Bu durumda, usulüne uygun tebliğ edilen yazıyla defter ve belgelerin ibrazı istendiği halde mücbir sebep hali olmaksızın defter ve belgeler inceleme elemanına ibraz edilmediğinden, olayda re’sen tarh sebebinin bulunduğu, 213 sayılı Kanunun muhafaza biçim ve süreleri ile ibraz yükümlülüğüne ilişkin düzenlemeleri karşısında, davacının katma değer vergisi indirimlerinin reddedilmesinde 3065 sayılı Katma Değer Vergisi Kanununun 29. ve 34. maddelerine aykırılık bulunmadığından, ayrıca her ne kadar Mahkemece salt tebliğ alındısında bulunan imzanın davacının eli ürünü olmadığına dair Adli Tıp Raporu esas alınarak tarhiyatın kaldırılması yolunda karar verilse de, imzanın şirket yetkilisi tarafından atılmadığını ispat etmeye yeterli olmadığı ve davacının iddiası ile ihtilaf konusu ihbarnamelerin tesadüfen apartman boşluğuna atılmış halde zamanaşımı süresinin son günü olan 31/12/2013 tarihinden kısa bir süre sonra 06/01/2014 tarihinde bulunması hususları göz önünde bulundurulduğunda ıttıla tarihi olarak 06/01/2014 tarihinin tebliğ tarihi olarak esas alınması gerektiği belirtilerek davacı adına 2008 yılına ilişkin olarak re’sen tarh edilen vergilerin zamanaşımına uğradığı gerekçesi ile verilen kararda hukuka uyarlık bulunmamaktadır.
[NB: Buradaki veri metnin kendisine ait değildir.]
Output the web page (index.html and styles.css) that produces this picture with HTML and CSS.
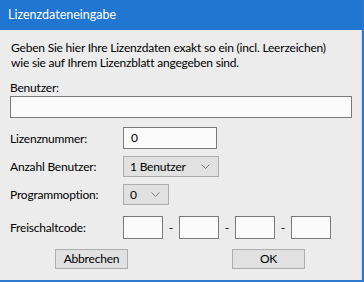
FILE: index.html
```html
<!DOCTYPE html>
<html lang="de">
<head>
  <meta charset="UTF-8">
  <title>Lizenzdateneingabe</title>
  <link rel="stylesheet" href="styles.css">
</head>
<body>
  <div class="window">
    <div class="titlebar">Lizenzdateneingabe</div>

    <div class="content">
      <p class="intro">Geben Sie hier Ihre Lizenzdaten exakt so ein (incl. Leerzeichen)<br>wie sie auf Ihrem Lizenzblatt angegeben sind.</p>

      <div class="label-top">Benutzer:</div>
      <div class="field field-user"></div>

      <div class="row row-nr">
        <span class="label">Lizenznummer:</span>
        <div class="field field-nr">0</div>
      </div>

      <div class="row row-count">
        <span class="label">Anzahl Benutzer:</span>
        <div class="combo combo-count">
          <span>1 Benutzer</span>
          <svg class="chev" viewBox="0 0 9 5" width="9" height="5"><polyline points="0.5,0.5 4.5,4.5 8.5,0.5" fill="none" stroke="#7a7a7a" stroke-width="1"/></svg>
        </div>
      </div>

      <div class="row row-option">
        <span class="label">Programmoption:</span>
        <div class="combo combo-option">
          <span>0</span>
          <svg class="chev" viewBox="0 0 9 5" width="9" height="5"><polyline points="0.5,0.5 4.5,4.5 8.5,0.5" fill="none" stroke="#7a7a7a" stroke-width="1"/></svg>
        </div>
      </div>

      <div class="row row-code">
        <span class="label">Freischaltcode:</span>
        <div class="code">
          <div class="field code-box"></div>
          <span class="dash">-</span>
          <div class="field code-box"></div>
          <span class="dash">-</span>
          <div class="field code-box"></div>
          <span class="dash">-</span>
          <div class="field code-box"></div>
        </div>
      </div>

      <div class="buttons">
        <div class="btn btn-cancel">Abbrechen</div>
        <div class="btn btn-ok">OK</div>
      </div>
    </div>
  </div>
</body>
</html>
```

FILE: styles.css
```css
body {
  margin: 0;
  font-family: Lato, 'Liberation Sans', sans-serif;
  font-size: 12px;
  color: #000;
  background-color: #ececec;
}

.window {
  width: 362px;
  height: 280px;
  border-right: 2px solid #2f78cf;
  border-bottom: 2px solid #2f78cf;
  background-color: #ececec;
  display: flex;
  flex-direction: column;
  box-sizing: content-box;
}

.titlebar {
  height: 30px;
  flex: none;
  background-color: #2176d2;
  color: #fff;
  font-size: 12.5px;
  line-height: 30px;
  padding-left: 8px;
}

.content {
  padding: 10px 10px 0 10px;
  border-right: 1px solid #d4d9df;
  flex: 1;
  white-space: nowrap;
  letter-spacing: -0.2px;
}

.intro {
  margin: 0 0 0 1px;
  line-height: 15px;
}

.label-top {
  margin-top: 10px;
  line-height: 15px;
}

.field {
  background-color: #fbfbfb;
  border: 1px solid #7a7a7a;
  box-sizing: border-box;
}

.field-user {
  width: 342px;
  height: 22px;
  margin-top: 1px;
}

.row {
  display: flex;
  align-items: center;
}

.label {
  width: 113px;
}

.row-nr {
  margin-top: 9px;
}

.field-nr {
  width: 94px;
  height: 22px;
  padding-left: 7px;
  line-height: 20px;
}

.combo {
  display: flex;
  align-items: center;
  justify-content: space-between;
  box-sizing: border-box;
  height: 21px;
  padding: 0 8px 0 6px;
  background-color: #e1e1e1;
  border: 1px solid #adadad;
}

.row-count {
  margin-top: 7px;
}

.combo-count {
  width: 96px;
}

.row-option {
  margin-top: 7px;
}

.combo-option {
  width: 46px;
}

.row-code {
  margin-top: 11px;
}

.code {
  display: flex;
  align-items: center;
}

.code-box {
  width: 40px;
  height: 23px;
}

.dash {
  width: 16px;
  text-align: center;
}

.buttons {
  display: flex;
  margin-top: 10px;
  padding-left: 45px;
  gap: 104px;
}

.btn {
  width: 73px;
  height: 20px;
  box-sizing: border-box;
  background-color: #e1e1e1;
  border: 1px solid #adadad;
  text-align: center;
  line-height: 18px;
}
```
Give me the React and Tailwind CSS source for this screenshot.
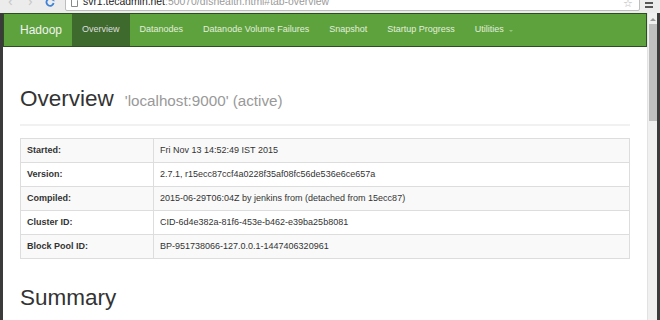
import React from "react";

const navItems = [
  { label: "Overview", active: true },
  { label: "Datanodes" },
  { label: "Datanode Volume Failures" },
  { label: "Snapshot" },
  { label: "Startup Progress" },
  { label: "Utilities", caret: true },
];

const rows = [
  ["Started:", "Fri Nov 13 14:52:49 IST 2015"],
  ["Version:", "2.7.1, r15ecc87ccf4a0228f35af08fc56de536e6ce657a"],
  ["Compiled:", "2015-06-29T06:04Z by jenkins from (detached from 15ecc87)"],
  ["Cluster ID:", "CID-6d4e382a-81f6-453e-b462-e39ba25b8081"],
  ["Block Pool ID:", "BP-951738066-127.0.0.1-1447406320961"],
];

const BrowserBar = () => (
  <div className="h-[13px] overflow-hidden bg-[#ececec] shrink-0">
    <div className="flex items-center h-[22px] mt-[-11px] pl-[8px]">
      {/* back / forward / reload */}
      <span className="text-[#c9c9c9] text-[15px] leading-none w-[20px]">‹</span>
      <span className="text-[#c9c9c9] text-[15px] leading-none w-[17px]">›</span>
      <svg width="10" height="10" viewBox="0 0 10 10" className="mt-[4px]">
        <path d="M8 3.2A3.6 3.6 0 1 0 8.6 6" fill="none" stroke="#3f82d9" strokeWidth="1.8" />
        <path d="M6 1.5L9.3 1.5L9.3 4.8Z" fill="#3f82d9" />
      </svg>
      <div className="ml-[10px] flex-1 h-[22px] bg-white border border-[#bdbdbd] rounded-[2px] flex items-center pl-[5px] pr-[6px] mr-[4px]">
        <svg width="7" height="9" viewBox="0 0 7 9" className="mt-[5px]">
          <path d="M0.5 0.5H4.5L6.5 2.5V8.5H0.5Z" fill="white" stroke="#8a8a8a" />
        </svg>
        <span className="ml-[5px] mt-[4px] text-[10.4px] leading-none whitespace-nowrap font-['Liberation_Sans',sans-serif]">
          <span className="text-[#222]">svr1.tecadmin.net</span>
          <span className="text-[#9a9a9a]">:50070/dfshealth.html#tab-overview</span>
        </span>
        <span className="ml-auto mt-[5px] text-[#b5b5b5] text-[11px] leading-none">☆</span>
      </div>
      <div className="w-[16px] flex flex-col gap-[2px] mt-[6px] pl-[1px]">
        <div className="w-[8px] h-[2px] bg-[#555]" />
        <div className="w-[8px] h-[2px] bg-[#555]" />
        <div className="w-[8px] h-[2px] bg-[#555]" />
      </div>
    </div>
  </div>
);

const Navbar = () => (
  <div className="h-[34px] bg-[#5ea23d] border border-[#2c4f1f] flex items-stretch font-['Liberation_Sans',sans-serif] shrink-0">
    <div className="pl-[16px] pr-[10px] flex items-center text-[12px] text-[#f2f2f2]">Hadoop</div>
    {navItems.map((item) => (
      <div
        key={item.label}
        className={`px-[10px] flex items-center text-[9px] ${
          item.active ? "bg-[#3e6a2e] text-[#dedede]" : "text-[#e3eedd]"
        }`}
      >
        {item.label}
        {item.caret && (
          <span className="ml-[5px] mt-[1px] w-0 h-0 border-t-[2px] border-t-[#94c47c] border-x-[2px] border-x-transparent" />
        )}
      </div>
    ))}
  </div>
);

const App = () => {
  return (
    <div className="w-[660px] h-[320px] overflow-hidden flex flex-col bg-[#ececec]">
      <BrowserBar />
      <div className="flex flex-1 min-h-0">
        <div className="w-[3px] bg-[#3b3b3b] shrink-0" />
        <div className="flex-1 bg-white flex flex-col min-w-0 font-['Liberation_Sans',sans-serif]">
          <Navbar />
          <div className="px-[17px]">
            <div className="mt-[39px] pb-[11px] border-b-2 border-[#f1f1f1] flex items-baseline whitespace-nowrap">
              <h1 className="text-[22.5px] leading-[25px] text-[#333]">Overview</h1>
              <span className="ml-[11px] text-[15.2px] text-[#999]">'localhost:9000' (active)</span>
            </div>

            <table className="mt-[12px] w-full border border-[#dddddd] border-collapse text-[9px] text-[#333]">
              <tbody>
                {rows.map(([label, value], i) => (
                  <tr key={label} className={`h-[24px] ${i % 2 === 0 ? "bg-[#f9f9f9]" : "bg-white"}`}>
                    <th className="w-[133px] text-left font-bold px-[6px] border border-[#dddddd]">{label}</th>
                    <td className="px-[6px] border border-[#dddddd]">{value}</td>
                  </tr>
                ))}
              </tbody>
            </table>

            <h1 className="mt-[26px] text-[22.5px] leading-[25px] text-[#333]">Summary</h1>
          </div>
        </div>
        {/* scrollbar */}
        <div className="w-[10px] bg-[#f0f0f0] border-l border-[#e2e2e2] shrink-0 flex flex-col items-center">
          <span className="mt-[5px] w-0 h-0 border-b-[3px] border-b-[#9a9a9a] border-x-[3px] border-x-transparent" />
          <div className="mt-[3px] w-[8px] h-[97px] bg-[#bfbfbf]" />
        </div>
        <div className="w-[3px] bg-[#3b3b3b] shrink-0" />
      </div>
    </div>
  );
};

export default App;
Diğer yandan Mahkemece, tekerrür hükümleri uygulanan vergi ziyaı cezası hakkında da yeniden bir karar verilmesi gerekmektedir.

KARAR SONUCU :
Açıklanan nedenlerle;
1.Temyiz isteminin kabulüne,
2.Temyize konu … Vergi Mahkemesinin … tarih ve E:…, K:… sayılı kararının BOZULMASINA,
3.Yeniden bir karar verilmek üzere dosyanın anılan Vergi Mahkemesine gönderilmesine,
4.2577 sayılı İdari Yargılama Usulü Kanunu’nun (Geçici 8. maddesi uyarınca uygulanmasına devam edilen) 54. maddesinin 1. fıkrası uyarınca bu kararın tebliğ tarihini izleyen onbeş (15) gün içinde kararın düzeltilmesi yolu açık olmak üzere, 06/10/2020 tarihinde oyçokluğuyla karar verildi.

(X) KARŞI OY :
Temyiz dilekçesinde öne sürülen hususlar, temyize konu mahkeme kararının bozulmasını sağlayacak nitelikte bulunmadığından temyiz isteminin reddi gerektiği görüşüyle Dairemiz kararına katılmıyoruz.